From: Wayne R. Purtzer Ed.D.
After reading some letters opposing the installation of a new set of power lines, some comments need to be made.
One letter writer stated that there is no need for more power for our region. If that were the actual case, why then has my neighbor, who has a controlled electric supply contract, been unable to run his electric furnace this December? We need more electric power on our grid now and there will be an ever increasing need for power as more houses are built and more new electric appliances are added to houses.
Perhaps we may see electric powered autos in the future. Where will the power come from to enable an electric auto owner to charge the battery that energizes the vehicle?
Last spring in western Minnesota, I saw several electric generating windmill fields under development which seemed to be ready to be hooked up to a developing electric transmission system.
The argument that the transmission lines would have to cross the Upper Mississippi Wildlife Refuge and be detrimental to it is ridiculous.
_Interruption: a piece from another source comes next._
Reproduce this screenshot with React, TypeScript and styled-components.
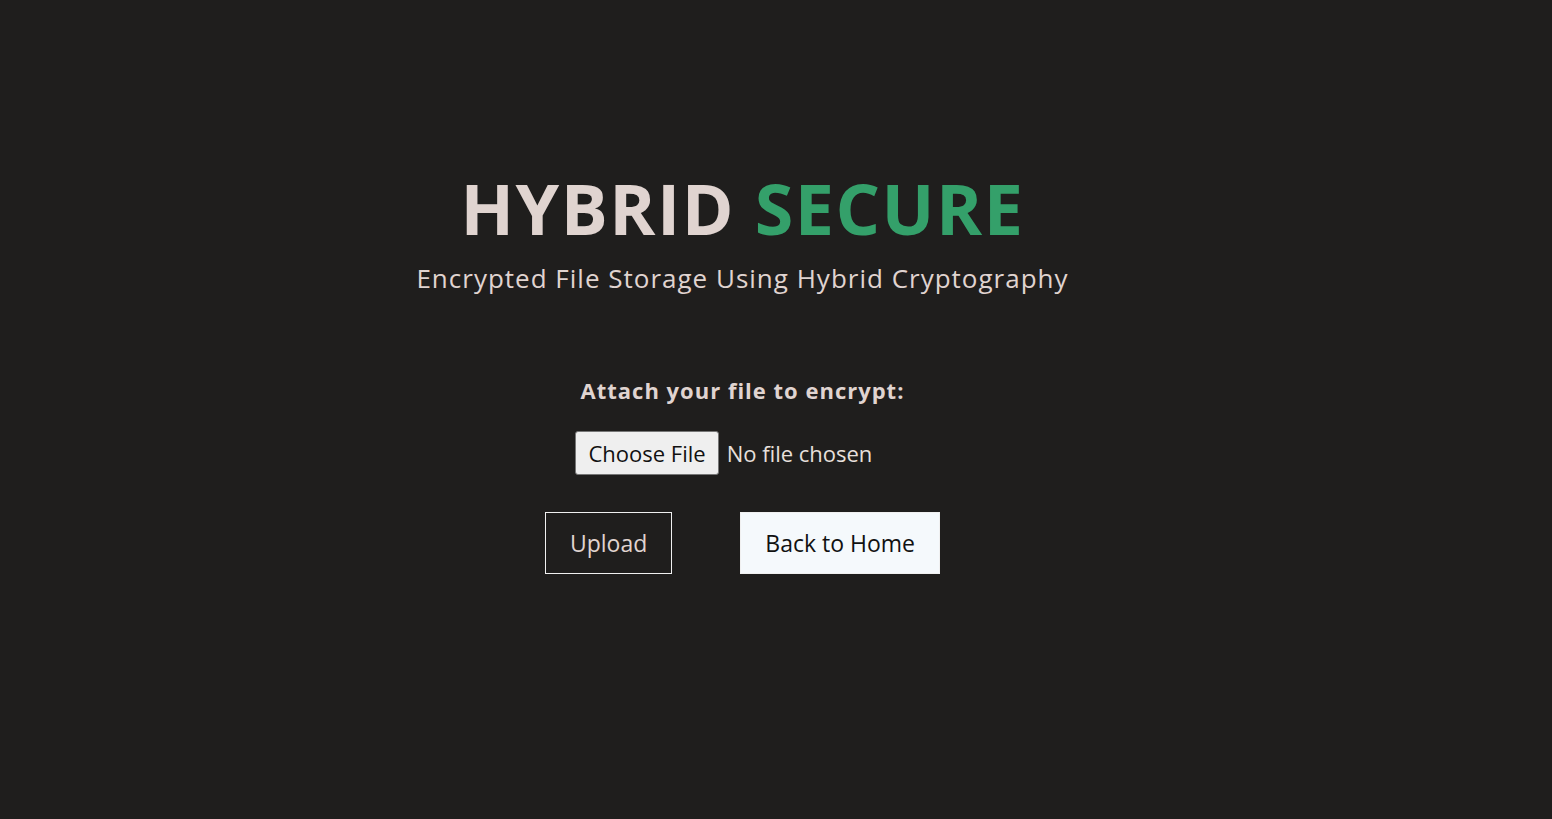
import React from "react";
import styled, { createGlobalStyle } from "styled-components";

const Global = createGlobalStyle`
  html, body { margin: 0; padding: 0; background: #1f1e1d; }
  body { font-family: "Open Sans", "Noto Sans", sans-serif; }
`;

const Page = styled.main`
  min-height: 819px;
  display: flex;
  flex-direction: column;
  align-items: center;
  box-sizing: border-box;
  padding-top: 166px;
  padding-right: 67px;
`;

const Title = styled.h1`
  margin: 0;
  font-size: 70px;
  font-weight: 700;
  line-height: 84px;
  color: #e0d4d0;
  letter-spacing: 1.5px;
`;

const Accent = styled.span`
  color: #34a06a;
`;

const Subtitle = styled.p`
  margin: 0;
  margin-top: 11px;
  font-size: 26px;
  line-height: 34px;
  color: #e0d4d0;
  letter-spacing: 1px;
`;

const Form = styled.form`
  margin-top: 80px;
  display: flex;
  flex-direction: column;
  align-items: center;
`;

const Label = styled.label`
  font-size: 22px;
  font-weight: 700;
  color: #e0d4d0;
  letter-spacing: 1px;
  line-height: 30px;
`;

const FileInput = styled.input`
  margin-top: 26px;
  font-family: "Open Sans", sans-serif;
  font-size: 22px;
  color: #e8e0dc;
  width: 334px;
  &::file-selector-button {
    font-family: inherit;
    font-size: 22px;
    color: #111;
    background: #efefef;
    border: 1px solid #767676;
    border-radius: 3px;
    padding: 3px 12px;
    margin-right: 8px;
    height: 44px;
  }
`;

const Buttons = styled.div`
  margin-top: 37px;
  display: flex;
  gap: 68px;
`;

const Button = styled.button<{ $light?: boolean }>`
  height: 62px;
  padding: 0 24px;
  font-family: "Open Sans", sans-serif;
  font-size: 23px;
  border: 1px solid #f0f0f0;
  border-radius: 0;
  background: ${(p) => (p.$light ? "#f5f9fc" : "transparent")};
  color: ${(p) => (p.$light ? "#111" : "#e0d4d0")};
  cursor: pointer;
`;

export default function App() {
  return (
    <>
      <Global />
      <Page>
        <Title>
          HYBRID <Accent>SECURE</Accent>
        </Title>
        <Subtitle>Encrypted File Storage Using Hybrid Cryptography</Subtitle>
        <Form onSubmit={(e) => e.preventDefault()}>
          <Label htmlFor="file">Attach your file to encrypt:</Label>
          <FileInput id="file" type="file" />
          <Buttons>
            <Button type="submit">Upload</Button>
            <Button type="button" $light>
              Back to Home
            </Button>
          </Buttons>
        </Form>
      </Page>
    </>
  );
}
The Upper Mississippi Wildlife Refuge is a governmental established set of boundaries and governed by the U.S. Fish and Wildlife Service.
The river has highway and railroad bridges and locks and dams which cross the river. A set of power lines crossing the river will be no more detrimental than the other utilities.
It is doubtful that the sunfish and carp residing in the water of the refuge would be bothered by power transmission lines. Large flocks of migrating waterfowl fly at a level high enough that there is doubt if they would be flying near the transmission lines. Those geese that nest on my waterfowl pond have no trouble avoiding either power lines or the trees along the edge of the pond as they fly in and out of the pond.
It would be interesting to ask any number of individuals in the northeast U.S. who have been without power for over a week if they would favor a better set of transmission lines.
Fortunately, over many years Tri-County Electric has been very conscientious about trimming trees and brush in an ongoing program which helps reduce downed power lines. They are foresightful enough to forecast an ever-increasing need for more reliable electric power. They should be congratulated for vision of the future electric needs of our region.
I have been impressed by the dependability of the electric power provided to our rural household. Over the nine years we’ve lived in this electric service area and through floods, snowstorms and extreme wind conditions, we’ve seldom been without power. This type of service gives a great deal of credibility to their requests for a power grid expansion.